Rosig ist auch die Lage in Russland nicht. Sechs fossile Kraftwerke betreibt E.On dort, die nun Uniper zugeschlagen werden. Die westlichen Sanktionen belasten die russische Wirtschaft und den Rubel. Wegen der Rubel-Schwäche fiel das Ergebnis von E.On in Russland 2015 um ein Drittel auf 361 Millionen Euro.
Wasserkraft
Nicht einmal das Geschäft mit Wasserkraft, das künftig zu Uniper gehört, läuft gut. Die Wasserkraftwerke in Spanien und Italien hat E.On-Chef Teyssen noch schnell vor der Abspaltung in 2015 verkauft. Wegen sinkender Großhandelspreise ist das Geschäft mit Wasserkraft in Schweden ebenfalls unter Druck.
Bleibt eine vage Hoffnung auf die Zeit ab 2022. Bis dahin werden in Deutschland die letzten acht Atommeiler abgeschaltet. Sollte Strom danach häufiger knapp werden – etwa weil der Wind nicht genügend weht oder die Sonne zu wenig scheint –, könnten die Gaskraftwerke von Uniper wieder gebraucht werden. Das funktioniert aber nur, wenn sich die politischen Rahmenbedingungen ändern und der Staat nicht Reserven subventioniert, um die Stromversorgung zu sichern.
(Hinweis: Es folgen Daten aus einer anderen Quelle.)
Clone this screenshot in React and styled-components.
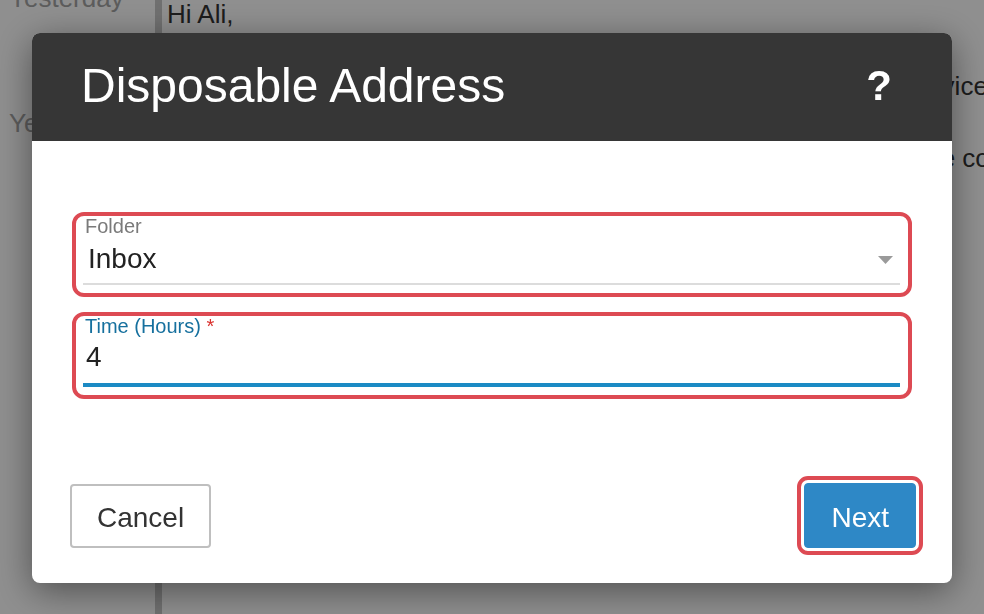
import React from 'react';
import styled, { createGlobalStyle } from 'styled-components';

const GlobalStyle = createGlobalStyle`
  html, body {
    margin: 0;
    padding: 0;
    background: #ffffff;
    overflow: hidden;
    font-family: "Liberation Sans", Arial, sans-serif;
  }
`;

const App = () => {
  return (
    <>
      <GlobalStyle />
      <Page>
        <Sidebar>
          <DayLabel>Yesterday</DayLabel>
          <DayLabel>Yesterday</DayLabel>
        </Sidebar>
        <Message>
          <Para>Hi Ali,</Para>
          <Para>So, your temporary disposable address is ready to use with any service.</Para>
          <Para>You can forward messages or delete it at any time, instantly from the console.</Para>
        </Message>
      </Page>

      <Overlay>
        <Dialog>
          <Header>
            <Title>Disposable Address</Title>
            <Help>?</Help>
          </Header>

          <Body>
            <Highlight>
              <Field>
                <Label>Folder</Label>
                <SelectBox>
                  <span>Inbox</span>
                  <svg width="15" height="8" viewBox="0 0 15 8">
                    <path d="M0 0 L15 0 L7.5 8 Z" fill="#9a9a9a" />
                  </svg>
                </SelectBox>
              </Field>
            </Highlight>

            <Highlight>
              <Field $focused>
                <Label $focused>
                  Time (Hours) <Req>*</Req>
                </Label>
                <TextInput defaultValue="4" />
              </Field>
            </Highlight>
          </Body>

          <Footer>
            <Button>Cancel</Button>
            <Button $primary>Next</Button>
          </Footer>
        </Dialog>
      </Overlay>
    </>
  );
};

export default App;

const Page = styled.div`
  display: flex;
  height: 100vh;
  color: #333;
`;

const Sidebar = styled.div`
  width: 146px;
  flex-shrink: 0;
  padding-left: 9px;
  margin-top: -20px;
  border-right: 7px solid #c8c8c8;
  overflow: hidden;
  white-space: nowrap;
`;

const DayLabel = styled.div`
  height: 125px;
  font-size: 26px;
  line-height: 36px;
  color: #a4a4a4;
`;

const Message = styled.div`
  flex: 1;
  padding-left: 5px;
  margin-top: -4px;
  overflow: hidden;
  white-space: nowrap;
`;

const Para = styled.p`
  margin: 0 0 36px;
  font-size: 26px;
  line-height: 36px;
  color: #333;
`;

const Overlay = styled.div`
  position: fixed;
  inset: 0;
  background: rgba(0, 0, 0, 0.44);
  display: flex;
  align-items: center;
  justify-content: center;
`;

const Dialog = styled.div`
  width: 920px;
  height: 550px;
  margin-top: 2px;
  background: #fff;
  border-radius: 8px;
  overflow: hidden;
  display: flex;
  flex-direction: column;
  box-shadow: 0 8px 36px rgba(0, 0, 0, 0.45);
`;

const Header = styled.div`
  height: 108px;
  flex-shrink: 0;
  box-sizing: border-box;
  background: #363636;
  display: flex;
  align-items: center;
  justify-content: space-between;
  padding: 0 60px 3px 49px;
  color: #fff;
`;

const Title = styled.h2`
  margin: 0;
  font-size: 48px;
  line-height: 48px;
  font-weight: normal;
`;

const Help = styled.span`
  font-size: 42px;
  line-height: 42px;
  font-weight: bold;
`;

const Body = styled.div`
  flex: 1;
  display: flex;
  flex-direction: column;
  gap: 31px;
  padding: 75px 52px 0 51px;
`;

const Highlight = styled.div`
  position: relative;

  &::after {
    content: '';
    position: absolute;
    top: -4px;
    bottom: -12px;
    left: -11px;
    right: -12px;
    border: 4px solid #dd4a53;
    border-radius: 12px;
    pointer-events: none;
  }
`;

const Field = styled.div`
  display: flex;
  flex-direction: column;
  gap: ${p => (p.$focused ? '5px' : '7px')};
  padding-bottom: ${p => (p.$focused ? '10px' : '8px')};
  border-bottom: ${p => (p.$focused ? '4px solid #1b8ac4' : '2px solid #dcdcdc')};
`;

const Label = styled.label`
  padding-left: 2px;
  font-size: 20px;
  line-height: 20px;
  color: ${p => (p.$focused ? '#16709e' : '#7a7a7a')};
`;

const Req = styled.span`
  color: #d9302c;
`;

const SelectBox = styled.div`
  display: flex;
  align-items: center;
  justify-content: space-between;
  height: 32px;
  padding: 0 7px 0 5px;
  font-size: 28px;
  line-height: 32px;
  color: #222;

  svg {
    margin-top: 2px;
  }
`;

const TextInput = styled.input`
  border: none;
  outline: none;
  padding: 0 3px;
  height: 32px;
  font-family: "Liberation Sans", Arial, sans-serif;
  font-size: 28px;
  color: #222;
  background: transparent;
`;

const Footer = styled.div`
  display: flex;
  justify-content: space-between;
  align-items: center;
  padding: 0 36px 35px 38px;
`;

const Button = styled.button`
  height: ${p => (p.$primary ? '65px' : '64px')};
  padding: 5px ${p => (p.$primary ? '26px' : '25px')} 0;
  font-family: "Liberation Sans", Arial, sans-serif;
  font-size: 28px;
  border-radius: 4px;
  cursor: pointer;
  color: ${p => (p.$primary ? '#fff' : '#333')};
  background: ${p => (p.$primary ? '#2e88c6' : '#fff')};
  border: ${p => (p.$primary ? '1px solid #2e88c6' : '2px solid #bfbfbf')};
  outline: ${p => (p.$primary ? '4px solid #dd4a53' : 'none')};
  outline-offset: 3px;
`;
Subventionen gibt es etwa für Braunkohlekraftwerke. Dafür, dass Betreiber wie RWE eine bestimmte Anzahl von Kraftwerken als Reserve bereithalten, bekommen sie Millionenprämien vom Staat.
Die Nachfrage nach Strom aus Gaskraftwerken könnte auch zulegen, wenn der Preis für CO2-Zertifikate stiege. Diese Emissionsrechte muss kaufen, wer eine bestimmte Menge CO2 in die Luft blasen will. Mit steigenden Preisen würde die Verfeuerung von Braunkohle teurer und das sauberere Gas lukrativ. „Braunkohle profitiert von den niedrigen Preisen für CO2-Zertifikate“, sagt Schäfer.
Unterstützung bekommt er vom grün angehauchten Berliner Thinktank Agora Energiewende: „Läge der Preis für CO2-Verschmutzungsrechte bei 30 Euro pro Tonne statt bei aktuell fünf Euro, kämen die klimafreundlicheren Gaskraftwerke in Europa wieder zum Zuge“, sagt Agora-Chef Patrick Graichen. Eine Reform des EU-Emissionshandels ist geplant, aber nicht umgesetzt. Investoren, die glauben, dass Uniper tatsächlich einmal davon profitieren könnte, verlangt Schäfer eine Menge Optimismus ab.